Task inputs >>
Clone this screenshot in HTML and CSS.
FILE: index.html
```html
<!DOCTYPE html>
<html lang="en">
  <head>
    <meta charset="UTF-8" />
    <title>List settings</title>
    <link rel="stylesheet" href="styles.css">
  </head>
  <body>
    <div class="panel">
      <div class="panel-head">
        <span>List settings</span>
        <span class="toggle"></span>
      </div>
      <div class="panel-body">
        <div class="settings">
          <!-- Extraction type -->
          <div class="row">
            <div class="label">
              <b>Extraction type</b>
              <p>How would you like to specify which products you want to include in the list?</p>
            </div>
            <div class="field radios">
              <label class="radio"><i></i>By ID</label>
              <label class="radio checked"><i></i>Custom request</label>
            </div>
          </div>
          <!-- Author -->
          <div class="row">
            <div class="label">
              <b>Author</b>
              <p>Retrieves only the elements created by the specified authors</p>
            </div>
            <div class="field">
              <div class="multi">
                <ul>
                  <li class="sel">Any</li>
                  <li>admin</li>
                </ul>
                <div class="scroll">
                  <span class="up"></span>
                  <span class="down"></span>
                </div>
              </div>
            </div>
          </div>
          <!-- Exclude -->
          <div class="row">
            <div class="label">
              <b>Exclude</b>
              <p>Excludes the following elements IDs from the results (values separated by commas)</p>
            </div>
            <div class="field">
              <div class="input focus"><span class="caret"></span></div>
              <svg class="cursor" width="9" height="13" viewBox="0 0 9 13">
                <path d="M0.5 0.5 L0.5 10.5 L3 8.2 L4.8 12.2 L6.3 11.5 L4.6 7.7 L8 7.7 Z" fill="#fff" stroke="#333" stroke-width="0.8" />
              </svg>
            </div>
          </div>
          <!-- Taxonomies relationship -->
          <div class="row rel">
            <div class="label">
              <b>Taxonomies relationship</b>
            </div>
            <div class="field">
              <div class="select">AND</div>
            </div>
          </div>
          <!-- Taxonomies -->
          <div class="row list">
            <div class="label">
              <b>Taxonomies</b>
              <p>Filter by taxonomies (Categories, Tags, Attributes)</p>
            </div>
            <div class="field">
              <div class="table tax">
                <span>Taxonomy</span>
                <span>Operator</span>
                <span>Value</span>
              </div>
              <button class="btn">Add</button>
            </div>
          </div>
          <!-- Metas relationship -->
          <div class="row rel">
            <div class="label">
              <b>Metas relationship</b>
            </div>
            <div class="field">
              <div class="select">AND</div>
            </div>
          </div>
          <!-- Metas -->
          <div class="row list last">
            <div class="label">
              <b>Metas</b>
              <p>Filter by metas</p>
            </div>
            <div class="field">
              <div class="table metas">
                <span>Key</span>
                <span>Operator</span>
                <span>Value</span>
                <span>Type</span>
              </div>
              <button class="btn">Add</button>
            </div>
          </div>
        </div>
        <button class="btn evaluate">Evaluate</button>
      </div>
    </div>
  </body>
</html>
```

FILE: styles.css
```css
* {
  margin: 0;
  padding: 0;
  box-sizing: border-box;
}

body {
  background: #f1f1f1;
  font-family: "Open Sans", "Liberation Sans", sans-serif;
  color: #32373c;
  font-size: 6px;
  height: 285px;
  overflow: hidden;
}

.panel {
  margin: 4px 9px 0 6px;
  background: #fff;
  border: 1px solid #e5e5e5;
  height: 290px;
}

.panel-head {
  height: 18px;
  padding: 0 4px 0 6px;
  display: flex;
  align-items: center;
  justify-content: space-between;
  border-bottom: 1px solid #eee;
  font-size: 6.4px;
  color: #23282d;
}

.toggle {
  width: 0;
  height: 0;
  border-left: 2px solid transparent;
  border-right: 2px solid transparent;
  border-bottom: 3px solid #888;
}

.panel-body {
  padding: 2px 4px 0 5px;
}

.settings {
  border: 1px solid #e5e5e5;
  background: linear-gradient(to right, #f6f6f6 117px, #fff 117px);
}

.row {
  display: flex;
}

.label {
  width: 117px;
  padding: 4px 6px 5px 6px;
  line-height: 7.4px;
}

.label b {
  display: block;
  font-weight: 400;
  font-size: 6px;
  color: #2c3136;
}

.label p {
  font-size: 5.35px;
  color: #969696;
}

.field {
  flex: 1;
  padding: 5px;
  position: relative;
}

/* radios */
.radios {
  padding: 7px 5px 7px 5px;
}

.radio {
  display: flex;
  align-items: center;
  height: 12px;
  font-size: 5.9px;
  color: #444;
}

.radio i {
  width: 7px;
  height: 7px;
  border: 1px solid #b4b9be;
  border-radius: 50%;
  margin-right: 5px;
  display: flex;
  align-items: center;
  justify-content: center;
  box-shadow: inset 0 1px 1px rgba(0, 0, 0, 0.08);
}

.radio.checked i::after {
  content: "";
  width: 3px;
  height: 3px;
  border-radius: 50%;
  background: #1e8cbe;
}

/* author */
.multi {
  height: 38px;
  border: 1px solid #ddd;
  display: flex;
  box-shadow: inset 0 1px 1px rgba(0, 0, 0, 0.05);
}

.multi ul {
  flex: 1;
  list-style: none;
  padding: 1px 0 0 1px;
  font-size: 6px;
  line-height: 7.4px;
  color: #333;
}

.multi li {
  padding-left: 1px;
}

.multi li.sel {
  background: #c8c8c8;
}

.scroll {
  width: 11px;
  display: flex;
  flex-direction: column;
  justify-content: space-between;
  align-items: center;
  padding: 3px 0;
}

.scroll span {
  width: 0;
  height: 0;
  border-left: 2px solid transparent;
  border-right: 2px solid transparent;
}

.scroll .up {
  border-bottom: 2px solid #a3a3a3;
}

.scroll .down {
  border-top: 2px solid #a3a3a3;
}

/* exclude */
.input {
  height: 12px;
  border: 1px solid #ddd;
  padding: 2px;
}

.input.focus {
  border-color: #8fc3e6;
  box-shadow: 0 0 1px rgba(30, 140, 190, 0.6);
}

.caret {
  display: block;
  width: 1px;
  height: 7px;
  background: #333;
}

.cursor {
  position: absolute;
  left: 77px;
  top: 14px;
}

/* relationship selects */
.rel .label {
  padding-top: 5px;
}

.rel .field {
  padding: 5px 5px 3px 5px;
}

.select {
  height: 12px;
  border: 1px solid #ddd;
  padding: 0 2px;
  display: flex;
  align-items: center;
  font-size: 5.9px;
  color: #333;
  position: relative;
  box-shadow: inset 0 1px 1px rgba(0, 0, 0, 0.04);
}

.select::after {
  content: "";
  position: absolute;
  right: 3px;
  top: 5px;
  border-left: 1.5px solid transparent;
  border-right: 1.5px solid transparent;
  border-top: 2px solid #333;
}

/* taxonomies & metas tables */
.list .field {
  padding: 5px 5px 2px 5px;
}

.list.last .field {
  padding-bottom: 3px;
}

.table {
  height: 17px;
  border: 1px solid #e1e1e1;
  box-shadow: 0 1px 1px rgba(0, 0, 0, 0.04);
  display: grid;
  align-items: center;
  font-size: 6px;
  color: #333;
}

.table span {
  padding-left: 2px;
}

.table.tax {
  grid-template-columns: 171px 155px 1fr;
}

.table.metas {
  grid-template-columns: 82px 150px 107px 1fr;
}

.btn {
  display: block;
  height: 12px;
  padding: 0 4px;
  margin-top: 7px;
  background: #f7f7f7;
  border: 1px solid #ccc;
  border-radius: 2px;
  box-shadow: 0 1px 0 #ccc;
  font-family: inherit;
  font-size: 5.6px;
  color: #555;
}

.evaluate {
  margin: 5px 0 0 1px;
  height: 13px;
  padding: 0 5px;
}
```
* * *
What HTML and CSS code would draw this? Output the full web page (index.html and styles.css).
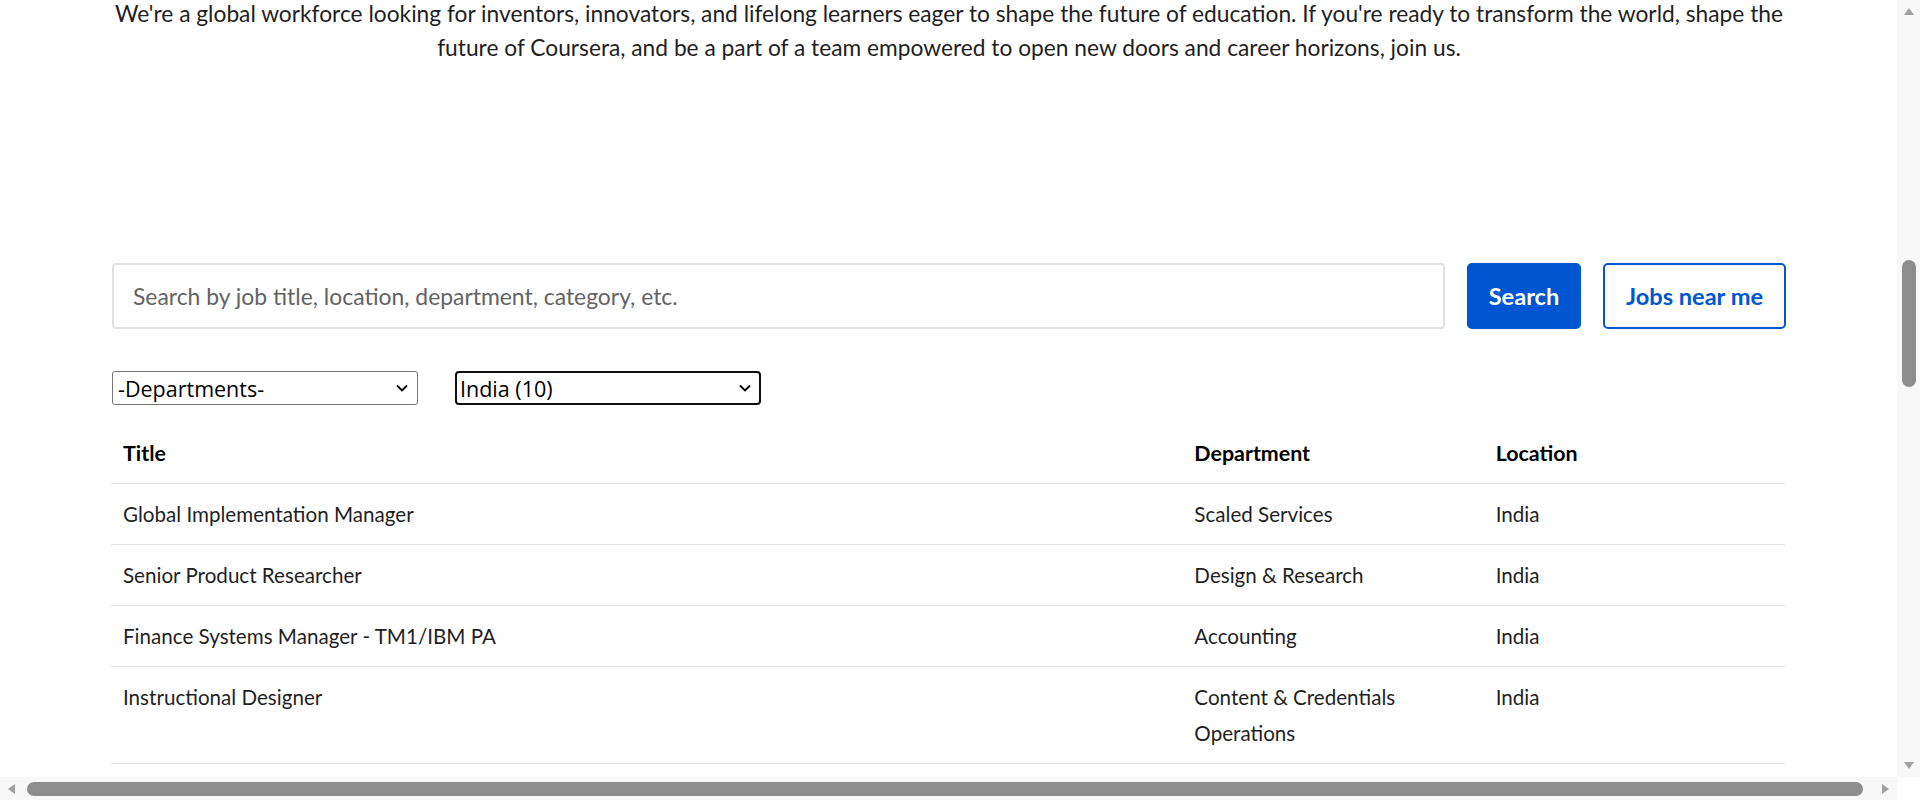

Problem to solve >> Read the entries above, then pull out the lines that include "would".

Complete response >>
              <p>How would you like to specify which products you want to include in the list?</p>
What HTML and CSS code would draw this? Output the full web page (index.html and styles.css).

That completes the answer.